TASK DETAILS
Give the data again, word for word.

Begin

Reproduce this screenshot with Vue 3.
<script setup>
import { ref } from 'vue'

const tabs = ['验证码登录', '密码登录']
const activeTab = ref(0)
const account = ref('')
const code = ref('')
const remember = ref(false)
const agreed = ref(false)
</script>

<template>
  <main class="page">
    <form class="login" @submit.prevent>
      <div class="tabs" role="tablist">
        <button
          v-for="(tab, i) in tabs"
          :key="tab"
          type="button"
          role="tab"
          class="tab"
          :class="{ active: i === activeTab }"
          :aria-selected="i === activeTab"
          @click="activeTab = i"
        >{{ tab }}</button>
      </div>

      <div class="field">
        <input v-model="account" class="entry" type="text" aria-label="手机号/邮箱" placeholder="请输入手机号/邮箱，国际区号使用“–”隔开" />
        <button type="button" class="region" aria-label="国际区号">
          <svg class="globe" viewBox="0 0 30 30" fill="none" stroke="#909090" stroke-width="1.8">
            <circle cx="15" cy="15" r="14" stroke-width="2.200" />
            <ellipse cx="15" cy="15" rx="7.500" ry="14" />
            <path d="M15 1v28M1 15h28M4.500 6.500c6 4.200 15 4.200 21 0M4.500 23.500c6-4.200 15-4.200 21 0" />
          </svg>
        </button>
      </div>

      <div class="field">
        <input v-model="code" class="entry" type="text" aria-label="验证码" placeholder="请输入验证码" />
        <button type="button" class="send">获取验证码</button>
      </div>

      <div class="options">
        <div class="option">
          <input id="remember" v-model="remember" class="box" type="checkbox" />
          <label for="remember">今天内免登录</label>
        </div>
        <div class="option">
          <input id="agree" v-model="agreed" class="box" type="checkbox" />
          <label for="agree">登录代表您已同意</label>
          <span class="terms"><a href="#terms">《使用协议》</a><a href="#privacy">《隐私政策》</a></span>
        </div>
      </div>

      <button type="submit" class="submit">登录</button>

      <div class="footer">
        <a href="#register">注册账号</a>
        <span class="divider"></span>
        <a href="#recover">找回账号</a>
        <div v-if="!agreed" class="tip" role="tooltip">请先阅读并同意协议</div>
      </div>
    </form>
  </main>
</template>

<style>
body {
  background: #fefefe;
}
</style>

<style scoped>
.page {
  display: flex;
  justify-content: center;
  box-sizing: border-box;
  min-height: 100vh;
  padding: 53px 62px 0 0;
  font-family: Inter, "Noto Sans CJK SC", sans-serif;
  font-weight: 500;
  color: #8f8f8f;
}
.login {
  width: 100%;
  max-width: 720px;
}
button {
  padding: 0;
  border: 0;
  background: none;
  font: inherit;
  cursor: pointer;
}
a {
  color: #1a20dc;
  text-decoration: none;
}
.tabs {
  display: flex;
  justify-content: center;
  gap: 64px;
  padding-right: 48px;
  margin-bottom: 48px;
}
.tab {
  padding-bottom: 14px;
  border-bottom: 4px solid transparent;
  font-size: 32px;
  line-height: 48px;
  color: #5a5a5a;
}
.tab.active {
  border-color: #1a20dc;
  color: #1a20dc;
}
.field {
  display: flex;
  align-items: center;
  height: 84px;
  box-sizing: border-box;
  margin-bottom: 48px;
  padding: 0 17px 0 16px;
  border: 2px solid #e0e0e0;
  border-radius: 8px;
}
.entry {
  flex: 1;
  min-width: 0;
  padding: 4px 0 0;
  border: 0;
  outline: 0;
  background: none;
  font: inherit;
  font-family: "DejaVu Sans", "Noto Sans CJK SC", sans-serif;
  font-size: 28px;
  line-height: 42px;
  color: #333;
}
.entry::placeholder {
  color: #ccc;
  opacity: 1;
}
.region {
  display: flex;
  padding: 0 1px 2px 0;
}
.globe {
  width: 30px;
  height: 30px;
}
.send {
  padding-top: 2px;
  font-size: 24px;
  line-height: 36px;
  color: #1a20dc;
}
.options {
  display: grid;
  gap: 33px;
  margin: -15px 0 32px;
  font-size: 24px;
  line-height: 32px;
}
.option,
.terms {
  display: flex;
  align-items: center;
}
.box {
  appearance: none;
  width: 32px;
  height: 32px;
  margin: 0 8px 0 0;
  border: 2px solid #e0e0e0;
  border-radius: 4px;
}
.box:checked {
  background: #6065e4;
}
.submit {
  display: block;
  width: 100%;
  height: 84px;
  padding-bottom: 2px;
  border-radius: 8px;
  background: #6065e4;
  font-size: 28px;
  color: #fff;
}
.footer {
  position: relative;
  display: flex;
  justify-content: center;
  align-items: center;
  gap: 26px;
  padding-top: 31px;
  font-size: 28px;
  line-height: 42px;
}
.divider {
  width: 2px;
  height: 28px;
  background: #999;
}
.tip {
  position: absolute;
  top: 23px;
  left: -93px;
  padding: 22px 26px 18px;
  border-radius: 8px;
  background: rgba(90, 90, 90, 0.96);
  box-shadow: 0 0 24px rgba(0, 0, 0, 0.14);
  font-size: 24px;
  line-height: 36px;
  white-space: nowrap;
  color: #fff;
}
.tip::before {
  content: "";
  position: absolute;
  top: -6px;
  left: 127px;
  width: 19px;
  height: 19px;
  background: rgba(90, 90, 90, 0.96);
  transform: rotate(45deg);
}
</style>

End

SOLUTION FOR THIS TASK
Reproduce this screenshot with Vue 3.
<script setup>
import { ref } from 'vue'

const tabs = ['验证码登录', '密码登录']
const activeTab = ref(0)
const account = ref('')
const code = ref('')
const remember = ref(false)
const agreed = ref(false)
</script>

<template>
  <main class="page">
    <form class="login" @submit.prevent>
      <div class="tabs" role="tablist">
        <button
          v-for="(tab, i) in tabs"
          :key="tab"
          type="button"
          role="tab"
          class="tab"
          :class="{ active: i === activeTab }"
          :aria-selected="i === activeTab"
          @click="activeTab = i"
        >{{ tab }}</button>
      </div>

      <div class="field">
        <input v-model="account" class="entry" type="text" aria-label="手机号/邮箱" placeholder="请输入手机号/邮箱，国际区号使用“–”隔开" />
        <button type="button" class="region" aria-label="国际区号">
          <svg class="globe" viewBox="0 0 30 30" fill="none" stroke="#909090" stroke-width="1.8">
            <circle cx="15" cy="15" r="14" stroke-width="2.200" />
            <ellipse cx="15" cy="15" rx="7.500" ry="14" />
            <path d="M15 1v28M1 15h28M4.500 6.500c6 4.200 15 4.200 21 0M4.500 23.500c6-4.200 15-4.200 21 0" />
          </svg>
        </button>
      </div>

      <div class="field">
        <input v-model="code" class="entry" type="text" aria-label="验证码" placeholder="请输入验证码" />
        <button type="button" class="send">获取验证码</button>
      </div>

      <div class="options">
        <div class="option">
          <input id="remember" v-model="remember" class="box" type="checkbox" />
          <label for="remember">今天内免登录</label>
        </div>
        <div class="option">
          <input id="agree" v-model="agreed" class="box" type="checkbox" />
          <label for="agree">登录代表您已同意</label>
          <span class="terms"><a href="#terms">《使用协议》</a><a href="#privacy">《隐私政策》</a></span>
        </div>
      </div>

      <button type="submit" class="submit">登录</button>

      <div class="footer">
        <a href="#register">注册账号</a>
        <span class="divider"></span>
        <a href="#recover">找回账号</a>
        <div v-if="!agreed" class="tip" role="tooltip">请先阅读并同意协议</div>
      </div>
    </form>
  </main>
</template>

<style>
body {
  background: #fefefe;
}
</style>

<style scoped>
.page {
  display: flex;
  justify-content: center;
  box-sizing: border-box;
  min-height: 100vh;
  padding: 53px 62px 0 0;
  font-family: Inter, "Noto Sans CJK SC", sans-serif;
  font-weight: 500;
  color: #8f8f8f;
}
.login {
  width: 100%;
  max-width: 720px;
}
button {
  padding: 0;
  border: 0;
  background: none;
  font: inherit;
  cursor: pointer;
}
a {
  color: #1a20dc;
  text-decoration: none;
}
.tabs {
  display: flex;
  justify-content: center;
  gap: 64px;
  padding-right: 48px;
  margin-bottom: 48px;
}
.tab {
  padding-bottom: 14px;
  border-bottom: 4px solid transparent;
  font-size: 32px;
  line-height: 48px;
  color: #5a5a5a;
}
.tab.active {
  border-color: #1a20dc;
  color: #1a20dc;
}
.field {
  display: flex;
  align-items: center;
  height: 84px;
  box-sizing: border-box;
  margin-bottom: 48px;
  padding: 0 17px 0 16px;
  border: 2px solid #e0e0e0;
  border-radius: 8px;
}
.entry {
  flex: 1;
  min-width: 0;
  padding: 4px 0 0;
  border: 0;
  outline: 0;
  background: none;
  font: inherit;
  font-family: "DejaVu Sans", "Noto Sans CJK SC", sans-serif;
  font-size: 28px;
  line-height: 42px;
  color: #333;
}
.entry::placeholder {
  color: #ccc;
  opacity: 1;
}
.region {
  display: flex;
  padding: 0 1px 2px 0;
}
.globe {
  width: 30px;
  height: 30px;
}
.send {
  padding-top: 2px;
  font-size: 24px;
  line-height: 36px;
  color: #1a20dc;
}
.options {
  display: grid;
  gap: 33px;
  margin: -15px 0 32px;
  font-size: 24px;
  line-height: 32px;
}
.option,
.terms {
  display: flex;
  align-items: center;
}
.box {
  appearance: none;
  width: 32px;
  height: 32px;
  margin: 0 8px 0 0;
  border: 2px solid #e0e0e0;
  border-radius: 4px;
}
.box:checked {
  background: #6065e4;
}
.submit {
  display: block;
  width: 100%;
  height: 84px;
  padding-bottom: 2px;
  border-radius: 8px;
  background: #6065e4;
  font-size: 28px;
  color: #fff;
}
.footer {
  position: relative;
  display: flex;
  justify-content: center;
  align-items: center;
  gap: 26px;
  padding-top: 31px;
  font-size: 28px;
  line-height: 42px;
}
.divider {
  width: 2px;
  height: 28px;
  background: #999;
}
.tip {
  position: absolute;
  top: 23px;
  left: -93px;
  padding: 22px 26px 18px;
  border-radius: 8px;
  background: rgba(90, 90, 90, 0.96);
  box-shadow: 0 0 24px rgba(0, 0, 0, 0.14);
  font-size: 24px;
  line-height: 36px;
  white-space: nowrap;
  color: #fff;
}
.tip::before {
  content: "";
  position: absolute;
  top: -6px;
  left: 127px;
  width: 19px;
  height: 19px;
  background: rgba(90, 90, 90, 0.96);
  transform: rotate(45deg);
}
</style>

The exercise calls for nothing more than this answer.